2. Apparatus as claimed in claim 1 , characterized in that said oscillator means (7) are designed to interact with the syringe (S) located in said housing portion (4).

3. Apparatus as claimed in claim 1 , characterized in that said housing portion (4) comprises a support plate (6) designed to support the syringe (S) and journalled on said frame (2) about a first oscillation axis (Y) substantially orthogonal to said first oscillation plane (π).

4. Apparatus as claimed in claim 3, characterized in that said oscillator means (7) include a first electric motor (12) having a driving shaft (13) with first cam means (14) designed to interact with said support plate (6) and impart said first oscillatory motion (w).

5. Apparatus as claimed in claim 4, characterized in that said support plate (6) is further pivoted on said frame (2) about a second oscillation axis (Z) substantially parallel to said first oscillation plane (π).

6. Apparatus as claimed in claim 5, characterized in that said oscillator means (7) include a second electric motor (15) having a driving shaft (16) with second cam means (17) designed to interact with said support plate (6) and impart a second oscillatory motion (τσ) in a second plane of oscillation (π¹) substantially orthogonal to the former (π).

7. Apparatus as claimed in claim 6, characterized in that said support plate (6) has an L shaped cross section to define a pair of orthogonal support surfaces (18, 19), for said first (14) and second (17) cam members.

8. Apparatus as claimed in one or more of the preceding claims, characterized in that said actuator means (5) include an epicycloidal gear (21) operatively associated to a third motor (22) and designed to operate on the free end of the plunger (P) to impart said axial translational motion (t).

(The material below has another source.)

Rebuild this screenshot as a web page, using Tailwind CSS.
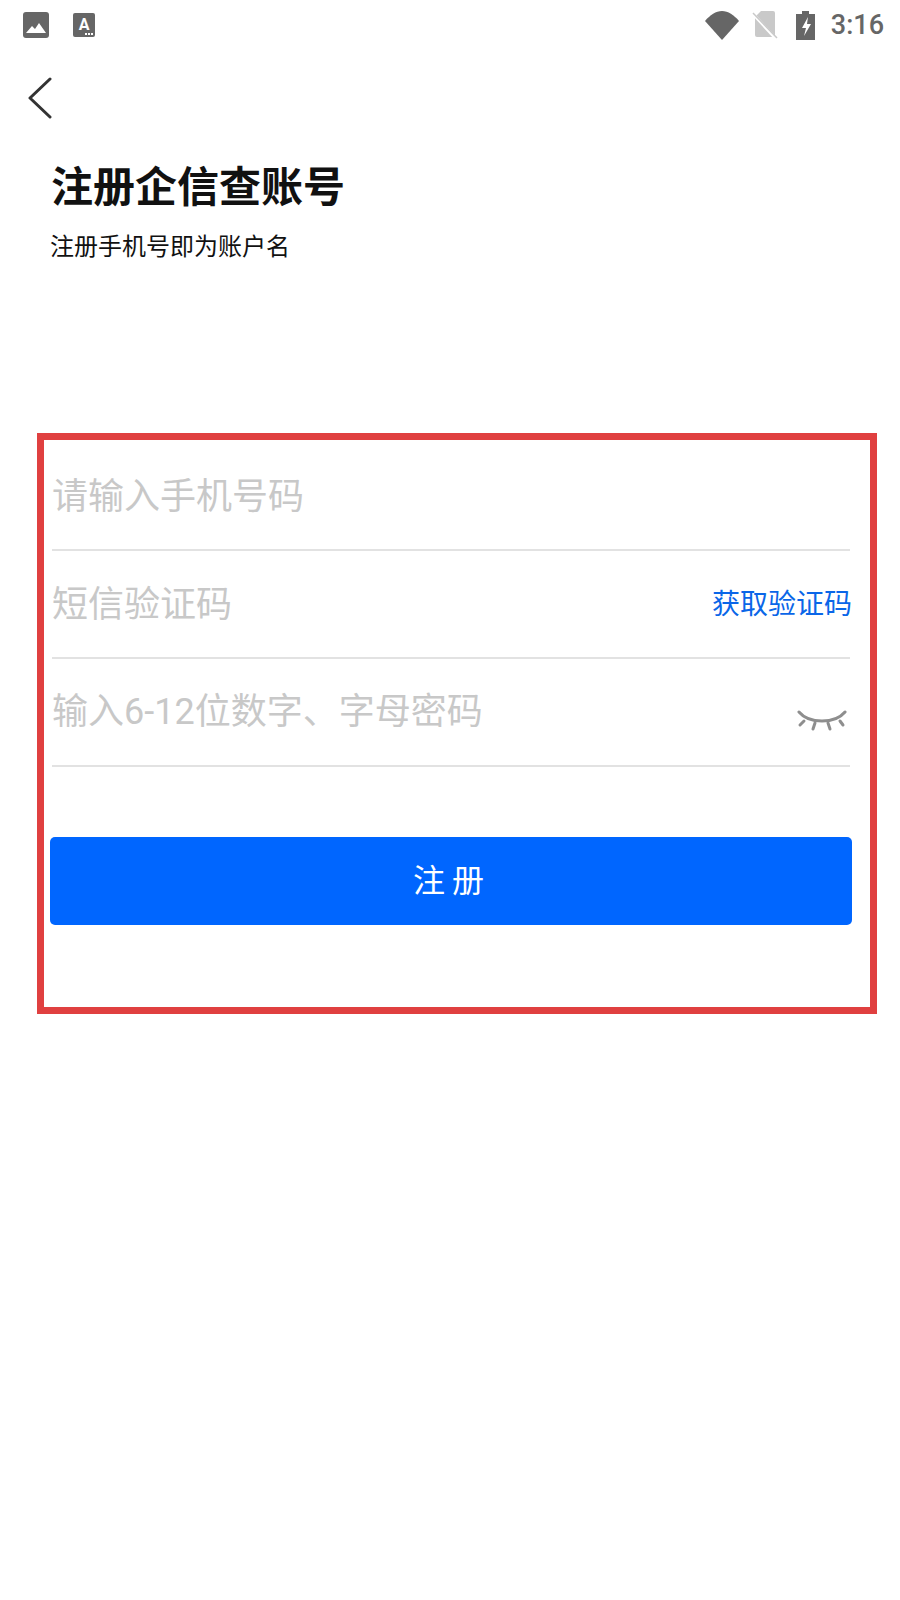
<!DOCTYPE html>
<html lang="zh-CN">
<head>
  <meta charset="UTF-8">
  <meta name="viewport" content="width=device-width, initial-scale=1.0">
  <title>注册企信查账号</title>
  <script src="https://cdn.jsdelivr.net/npm/@tailwindcss/browser@4"></script>
</head>
<body class="bg-white w-[900px] h-[1600px] overflow-hidden font-['Roboto','Noto_Sans_CJK_SC',sans-serif]">
  <!-- status bar -->
  <div class="h-[50px] flex items-center justify-between pl-[23px] pr-[16px]">
    <div class="flex items-center gap-[24px]">
      <svg class="w-[26px] h-[26px]" viewBox="0 0 26 26">
        <rect width="26" height="26" rx="3" fill="#666"/>
        <path d="M3 21l6-7 3 3 4-6 7 10z" fill="#fff"/>
      </svg>
      <div class="relative w-[22px] h-[24px] rounded-[2px] bg-[#666] text-white text-[16px] leading-[23px] font-bold text-center">A
        <div class="absolute right-[2px] bottom-[2px] flex gap-[1px]">
          <span class="w-[2px] h-[2px] bg-white"></span><span class="w-[2px] h-[2px] bg-white"></span><span class="w-[2px] h-[2px] bg-white"></span>
        </div>
      </div>
    </div>
    <div class="flex items-center">
      <svg class="w-[34px] h-[29px]" viewBox="0 0 34 29"><path d="M0 10C5 4 11 0 17 0s12 4 17 10L17 29z" fill="#666"/></svg>
      <svg class="w-[26px] h-[28px] ml-[13px]" viewBox="0 0 26 28">
        <path d="M9 0h12a2 2 0 0 1 2 2v24H5a2 2 0 0 1-2-2V6z" fill="#c9c9c9"/>
        <path d="M2 4l23 25" stroke="#fff" stroke-width="3"/>
        <path d="M1 2l24 25" stroke="#c9c9c9" stroke-width="1.5"/>
      </svg>
      <svg class="w-[19px] h-[29px] ml-[18px]" viewBox="0 0 19 29">
        <path d="M6 0h7v3h6v26H0V3h6z" fill="#666"/>
        <path d="M12 6l-6 11h4l-2 8 7-12h-4z" fill="#fff"/>
      </svg>
      <span class="ml-[16px] text-[27px] leading-none font-medium text-[#666]">3:16</span>
    </div>
  </div>

  <!-- back arrow -->
  <div class="h-[96px] pl-[27px] flex items-center">
    <svg class="w-[26px] h-[42px]" viewBox="0 0 26 42" fill="none" stroke="#333" stroke-width="3" stroke-linecap="round" stroke-linejoin="round">
      <path d="M23 2L3 21l20 19"/>
    </svg>
  </div>

  <!-- heading -->
  <div class="pl-[51px] pt-[14px]">
    <h1 class="text-[42px] leading-[56px] font-bold text-[#111]">注册企信查账号</h1>
    <p class="mt-[15px] -ml-[1px] text-[24px] leading-[32px] text-[#111]">注册手机号即为账户名</p>
  </div>

  <!-- highlighted form -->
  <div class="mt-[170px] ml-[37px] w-[840px] h-[581px] border-[7px] border-[#e04040] pl-[8px] pr-[20px]">
    <div class="h-[111px] pt-[34px] border-b-2 border-[#e2e2e2] text-[36px] leading-[46px] text-[#c8c8c8]">请输入手机号码</div>
    <div class="h-[108px] flex justify-between pt-[31px] border-b-2 border-[#e2e2e2]">
      <span class="text-[36px] leading-[46px] text-[#c8c8c8]">短信验证码</span>
      <span class="-mr-[2px] text-[28px] leading-[46px] text-[#0a66e8]">获取验证码</span>
    </div>
    <div class="h-[108px] flex justify-between pt-[30px] border-b-2 border-[#e2e2e2]">
      <span class="text-[36px] leading-[46px] text-[#c8c8c8]">输入6-12位数字、字母密码</span>
      <svg class="w-[50px] h-[24px] mt-[20px] mr-[3px]" viewBox="0 0 50 24" fill="none" stroke="#8e8e8e" stroke-width="3" stroke-linecap="round">
        <path d="M2 3C12 15 38 15 48 3"/>
        <path d="M7 12l-4 4M18 14l-2 6M31 14l2 6M43 12l3 4"/>
      </svg>
    </div>
    <button class="mt-[70px] -ml-[2px] w-[802px] h-[88px] pl-[2px] rounded-[5px] bg-[#0066ff] text-white text-[32px] tracking-[7px]">注册</button>
  </div>
</body>
</html>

9. Apparatus as claimed in one or more of the preceding claims, characterized by comprising locking means (20) for locking the syringe (S) in said housing portion (4).

10. Apparatus as claimed in one or more of the preceding claims, characterized in that it comprises means (24) for controlling and adjusting said oscillator means (7) and/or said actuator means (5), said control and adjustment means (24) being associated to said handle portion (3) for selective actuation of said oscillator means (7) and/or said actuator means (5).

11. Apparatus as claimed in claim 10, characterized in that said control and adjustment means (24) include first and second switches (25, 26) for selectively enabling said first and second motors (12, 15), an optional third switch (27) being provided for controlled operation of said third motor (22).

12. Apparatus as claimed in claim 10 or 11 , characterized in that said control and adjustment means (24) include an electronic controller (29) which is electrically connected to said oscillator means (7) and/or said actuator means (5) and having first and second electronic regulators for adjusting the frequencies of said first (D) and said second oscillatory motions (τπ) respectively, and a third electronic regulator for adjusting the speed of axial translation (t) of said actuator means (5).

13. Apparatus as claimed in claim 12, characterized in that said controller (29) includes user interface means (31) for customized configuration of the operating parameters of said oscillator means (7) and said actuator means (5) operably connected to said first, second and third electronic regulators.

14. Apparatus as claimed in claim 13, characterized in that said user interface means (30) comprise a data input unit for inputting speed, amplitude and frequency parameters into said first, second and third electronic regulators and a memory unit designed to be connected to said data input unit.